- [DATA EXTRACT]

=====

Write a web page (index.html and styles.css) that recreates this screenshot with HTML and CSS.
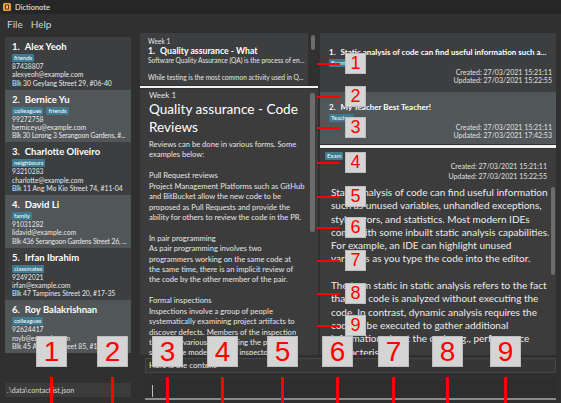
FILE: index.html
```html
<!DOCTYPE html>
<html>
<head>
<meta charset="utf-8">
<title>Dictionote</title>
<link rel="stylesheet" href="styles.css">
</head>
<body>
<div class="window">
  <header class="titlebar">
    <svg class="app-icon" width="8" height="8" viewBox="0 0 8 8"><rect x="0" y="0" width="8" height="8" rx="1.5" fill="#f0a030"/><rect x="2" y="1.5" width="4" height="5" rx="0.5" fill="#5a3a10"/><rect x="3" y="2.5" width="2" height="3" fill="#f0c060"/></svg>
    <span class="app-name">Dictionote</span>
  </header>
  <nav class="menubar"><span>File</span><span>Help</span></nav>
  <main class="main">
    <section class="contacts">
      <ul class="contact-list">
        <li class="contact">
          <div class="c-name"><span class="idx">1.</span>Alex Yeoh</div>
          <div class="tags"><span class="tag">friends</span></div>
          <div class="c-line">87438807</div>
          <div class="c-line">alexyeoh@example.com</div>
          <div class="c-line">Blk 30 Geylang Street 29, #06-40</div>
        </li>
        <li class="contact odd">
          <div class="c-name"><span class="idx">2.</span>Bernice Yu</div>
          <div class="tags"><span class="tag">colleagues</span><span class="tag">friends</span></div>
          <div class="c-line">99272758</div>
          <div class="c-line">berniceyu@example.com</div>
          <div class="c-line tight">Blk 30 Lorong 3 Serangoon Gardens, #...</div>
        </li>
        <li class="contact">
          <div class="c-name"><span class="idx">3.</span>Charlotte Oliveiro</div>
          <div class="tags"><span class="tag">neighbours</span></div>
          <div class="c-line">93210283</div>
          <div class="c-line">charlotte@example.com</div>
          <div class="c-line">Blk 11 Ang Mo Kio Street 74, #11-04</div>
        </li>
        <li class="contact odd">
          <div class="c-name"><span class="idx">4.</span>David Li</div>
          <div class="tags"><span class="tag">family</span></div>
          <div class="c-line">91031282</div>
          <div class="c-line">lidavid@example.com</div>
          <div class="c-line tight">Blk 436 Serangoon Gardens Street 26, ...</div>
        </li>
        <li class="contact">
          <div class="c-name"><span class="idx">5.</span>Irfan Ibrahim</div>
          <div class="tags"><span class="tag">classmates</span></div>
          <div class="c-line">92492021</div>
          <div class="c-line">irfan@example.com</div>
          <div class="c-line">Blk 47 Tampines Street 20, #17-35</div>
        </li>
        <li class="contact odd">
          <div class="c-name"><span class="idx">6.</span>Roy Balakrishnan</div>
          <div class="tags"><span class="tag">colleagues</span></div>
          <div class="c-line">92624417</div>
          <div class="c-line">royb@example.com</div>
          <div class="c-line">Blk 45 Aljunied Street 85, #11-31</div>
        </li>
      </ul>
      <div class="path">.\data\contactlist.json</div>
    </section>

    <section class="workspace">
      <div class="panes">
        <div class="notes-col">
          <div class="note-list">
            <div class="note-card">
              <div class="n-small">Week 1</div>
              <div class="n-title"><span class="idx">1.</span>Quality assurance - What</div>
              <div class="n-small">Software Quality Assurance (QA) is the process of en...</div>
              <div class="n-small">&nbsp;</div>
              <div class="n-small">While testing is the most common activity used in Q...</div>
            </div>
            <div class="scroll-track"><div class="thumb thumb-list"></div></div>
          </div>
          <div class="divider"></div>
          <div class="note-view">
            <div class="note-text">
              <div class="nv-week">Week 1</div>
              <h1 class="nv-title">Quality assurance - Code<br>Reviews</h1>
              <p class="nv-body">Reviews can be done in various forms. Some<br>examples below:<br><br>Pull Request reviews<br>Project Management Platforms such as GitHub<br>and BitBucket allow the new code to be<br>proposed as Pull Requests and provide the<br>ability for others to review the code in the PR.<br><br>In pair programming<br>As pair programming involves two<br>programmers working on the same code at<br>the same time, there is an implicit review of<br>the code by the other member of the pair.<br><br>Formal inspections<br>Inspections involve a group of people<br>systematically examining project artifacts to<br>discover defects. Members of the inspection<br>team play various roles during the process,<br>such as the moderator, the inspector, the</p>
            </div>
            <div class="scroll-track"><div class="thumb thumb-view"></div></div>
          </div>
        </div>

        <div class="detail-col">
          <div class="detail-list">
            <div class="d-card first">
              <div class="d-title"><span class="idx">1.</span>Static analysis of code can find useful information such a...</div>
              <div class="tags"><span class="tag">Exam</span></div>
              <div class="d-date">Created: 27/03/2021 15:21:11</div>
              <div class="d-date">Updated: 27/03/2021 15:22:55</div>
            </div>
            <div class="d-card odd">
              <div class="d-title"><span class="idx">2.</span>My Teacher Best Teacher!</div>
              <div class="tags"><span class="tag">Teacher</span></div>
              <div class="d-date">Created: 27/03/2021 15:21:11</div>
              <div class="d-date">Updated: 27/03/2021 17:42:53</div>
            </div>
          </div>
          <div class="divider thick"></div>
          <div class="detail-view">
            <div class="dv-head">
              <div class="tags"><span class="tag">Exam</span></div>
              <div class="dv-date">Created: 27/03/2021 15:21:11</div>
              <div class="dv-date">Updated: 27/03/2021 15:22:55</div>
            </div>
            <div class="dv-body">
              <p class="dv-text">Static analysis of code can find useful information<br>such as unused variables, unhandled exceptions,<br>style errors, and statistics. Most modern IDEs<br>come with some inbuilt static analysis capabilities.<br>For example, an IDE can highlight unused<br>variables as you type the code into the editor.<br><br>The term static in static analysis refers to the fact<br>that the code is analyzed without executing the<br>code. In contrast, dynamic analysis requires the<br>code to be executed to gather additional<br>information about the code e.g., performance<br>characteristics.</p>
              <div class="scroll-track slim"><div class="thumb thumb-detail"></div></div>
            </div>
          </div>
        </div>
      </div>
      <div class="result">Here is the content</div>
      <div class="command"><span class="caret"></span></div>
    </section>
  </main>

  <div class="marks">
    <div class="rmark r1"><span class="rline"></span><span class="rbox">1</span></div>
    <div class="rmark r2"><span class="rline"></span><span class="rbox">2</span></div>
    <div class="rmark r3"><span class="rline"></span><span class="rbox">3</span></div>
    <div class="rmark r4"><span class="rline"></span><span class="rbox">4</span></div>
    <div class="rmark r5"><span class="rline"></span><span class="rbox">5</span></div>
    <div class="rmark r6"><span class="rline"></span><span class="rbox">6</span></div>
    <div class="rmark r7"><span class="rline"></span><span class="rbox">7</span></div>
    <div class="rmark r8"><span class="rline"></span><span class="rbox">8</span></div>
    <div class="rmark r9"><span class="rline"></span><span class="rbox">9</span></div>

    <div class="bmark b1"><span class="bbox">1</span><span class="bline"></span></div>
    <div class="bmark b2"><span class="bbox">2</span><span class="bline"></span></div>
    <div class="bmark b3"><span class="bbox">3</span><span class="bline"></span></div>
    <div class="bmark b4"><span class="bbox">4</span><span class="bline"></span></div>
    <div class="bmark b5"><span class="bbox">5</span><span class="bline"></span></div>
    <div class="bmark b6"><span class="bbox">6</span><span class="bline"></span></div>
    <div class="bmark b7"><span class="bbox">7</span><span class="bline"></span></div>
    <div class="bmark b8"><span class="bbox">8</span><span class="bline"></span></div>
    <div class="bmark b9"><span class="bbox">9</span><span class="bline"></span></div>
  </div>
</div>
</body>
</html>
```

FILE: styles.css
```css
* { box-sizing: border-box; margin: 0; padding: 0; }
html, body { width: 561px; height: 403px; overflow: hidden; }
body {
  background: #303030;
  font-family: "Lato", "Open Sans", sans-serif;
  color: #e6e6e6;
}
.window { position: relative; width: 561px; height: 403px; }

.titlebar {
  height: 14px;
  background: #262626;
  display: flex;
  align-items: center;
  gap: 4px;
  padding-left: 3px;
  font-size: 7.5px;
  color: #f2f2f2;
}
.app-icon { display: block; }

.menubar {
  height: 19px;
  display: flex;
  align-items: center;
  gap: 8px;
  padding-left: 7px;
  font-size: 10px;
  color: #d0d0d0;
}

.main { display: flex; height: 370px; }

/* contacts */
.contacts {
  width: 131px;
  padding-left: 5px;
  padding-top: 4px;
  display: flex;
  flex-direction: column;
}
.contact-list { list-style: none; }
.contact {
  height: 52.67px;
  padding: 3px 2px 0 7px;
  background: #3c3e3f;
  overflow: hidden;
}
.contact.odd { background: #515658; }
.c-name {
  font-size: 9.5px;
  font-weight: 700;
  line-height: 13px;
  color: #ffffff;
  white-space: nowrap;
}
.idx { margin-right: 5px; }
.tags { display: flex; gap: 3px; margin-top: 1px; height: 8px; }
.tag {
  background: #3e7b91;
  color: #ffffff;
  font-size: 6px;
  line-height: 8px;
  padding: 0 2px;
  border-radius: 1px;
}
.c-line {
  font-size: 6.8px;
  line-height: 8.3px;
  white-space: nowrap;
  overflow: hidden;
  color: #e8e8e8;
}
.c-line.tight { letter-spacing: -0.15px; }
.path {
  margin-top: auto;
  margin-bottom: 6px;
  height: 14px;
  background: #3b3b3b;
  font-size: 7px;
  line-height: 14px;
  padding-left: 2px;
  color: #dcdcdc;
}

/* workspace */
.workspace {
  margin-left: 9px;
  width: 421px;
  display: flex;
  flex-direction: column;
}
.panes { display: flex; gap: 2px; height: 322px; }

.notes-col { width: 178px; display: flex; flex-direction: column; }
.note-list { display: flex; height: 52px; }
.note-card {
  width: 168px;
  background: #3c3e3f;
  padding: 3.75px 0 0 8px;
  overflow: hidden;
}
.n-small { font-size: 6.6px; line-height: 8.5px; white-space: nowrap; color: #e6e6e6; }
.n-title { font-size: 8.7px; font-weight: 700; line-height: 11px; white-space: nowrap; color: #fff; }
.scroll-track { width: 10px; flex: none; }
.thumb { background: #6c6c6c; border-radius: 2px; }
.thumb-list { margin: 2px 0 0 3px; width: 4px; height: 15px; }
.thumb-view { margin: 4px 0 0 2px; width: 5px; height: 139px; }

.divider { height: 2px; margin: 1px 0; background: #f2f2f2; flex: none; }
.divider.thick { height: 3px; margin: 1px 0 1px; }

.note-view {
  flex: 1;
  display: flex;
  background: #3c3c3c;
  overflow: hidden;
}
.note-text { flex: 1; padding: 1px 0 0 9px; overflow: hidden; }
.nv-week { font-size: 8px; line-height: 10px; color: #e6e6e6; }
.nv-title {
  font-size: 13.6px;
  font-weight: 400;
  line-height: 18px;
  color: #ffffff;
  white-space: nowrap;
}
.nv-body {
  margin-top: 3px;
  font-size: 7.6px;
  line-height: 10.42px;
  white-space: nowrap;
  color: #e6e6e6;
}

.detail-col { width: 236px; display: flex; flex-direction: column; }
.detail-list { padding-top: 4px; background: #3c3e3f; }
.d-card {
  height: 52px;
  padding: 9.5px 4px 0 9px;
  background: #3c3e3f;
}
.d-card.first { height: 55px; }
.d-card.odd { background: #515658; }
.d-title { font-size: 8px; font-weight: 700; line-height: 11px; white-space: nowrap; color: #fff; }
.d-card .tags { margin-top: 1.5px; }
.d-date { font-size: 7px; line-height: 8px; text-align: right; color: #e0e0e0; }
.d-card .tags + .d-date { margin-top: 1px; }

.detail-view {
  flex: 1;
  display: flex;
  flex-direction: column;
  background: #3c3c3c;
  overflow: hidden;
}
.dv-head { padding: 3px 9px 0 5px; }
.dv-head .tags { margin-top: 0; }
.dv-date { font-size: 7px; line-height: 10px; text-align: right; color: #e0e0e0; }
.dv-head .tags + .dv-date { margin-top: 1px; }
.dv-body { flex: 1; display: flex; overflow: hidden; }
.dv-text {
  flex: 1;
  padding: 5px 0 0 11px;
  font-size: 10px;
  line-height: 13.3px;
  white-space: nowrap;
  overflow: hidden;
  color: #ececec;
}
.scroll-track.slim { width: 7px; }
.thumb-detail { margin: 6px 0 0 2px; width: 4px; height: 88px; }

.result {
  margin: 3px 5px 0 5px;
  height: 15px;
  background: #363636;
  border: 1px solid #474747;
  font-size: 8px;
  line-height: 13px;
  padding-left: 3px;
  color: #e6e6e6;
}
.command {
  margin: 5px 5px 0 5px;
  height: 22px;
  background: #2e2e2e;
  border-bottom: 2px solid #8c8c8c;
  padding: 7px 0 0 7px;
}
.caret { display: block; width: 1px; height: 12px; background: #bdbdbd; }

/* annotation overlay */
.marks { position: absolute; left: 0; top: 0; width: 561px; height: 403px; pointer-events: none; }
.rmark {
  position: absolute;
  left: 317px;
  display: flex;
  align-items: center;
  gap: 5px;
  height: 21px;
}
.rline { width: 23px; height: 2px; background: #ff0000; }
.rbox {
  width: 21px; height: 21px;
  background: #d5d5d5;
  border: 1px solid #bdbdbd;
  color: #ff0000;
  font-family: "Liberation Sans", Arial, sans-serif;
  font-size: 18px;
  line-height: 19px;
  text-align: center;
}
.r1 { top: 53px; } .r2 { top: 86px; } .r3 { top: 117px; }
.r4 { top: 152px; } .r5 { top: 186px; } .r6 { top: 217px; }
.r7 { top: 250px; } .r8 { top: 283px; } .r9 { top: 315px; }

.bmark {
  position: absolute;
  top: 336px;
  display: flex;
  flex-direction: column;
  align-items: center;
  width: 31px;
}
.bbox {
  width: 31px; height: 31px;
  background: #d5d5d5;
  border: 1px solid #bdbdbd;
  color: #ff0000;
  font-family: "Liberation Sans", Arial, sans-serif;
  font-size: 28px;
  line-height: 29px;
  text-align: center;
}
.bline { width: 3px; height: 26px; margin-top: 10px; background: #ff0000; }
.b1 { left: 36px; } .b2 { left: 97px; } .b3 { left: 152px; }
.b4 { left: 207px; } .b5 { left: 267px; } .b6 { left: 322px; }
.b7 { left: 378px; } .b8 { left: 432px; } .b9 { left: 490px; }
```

=====

- [THE PROBLEM] Lines that hold the word "index" are the ones to return, every one of them.

- [EXERCISE RESULT]
Write a web page (index.html and styles.css) that recreates this screenshot with HTML and CSS.
FILE: index.html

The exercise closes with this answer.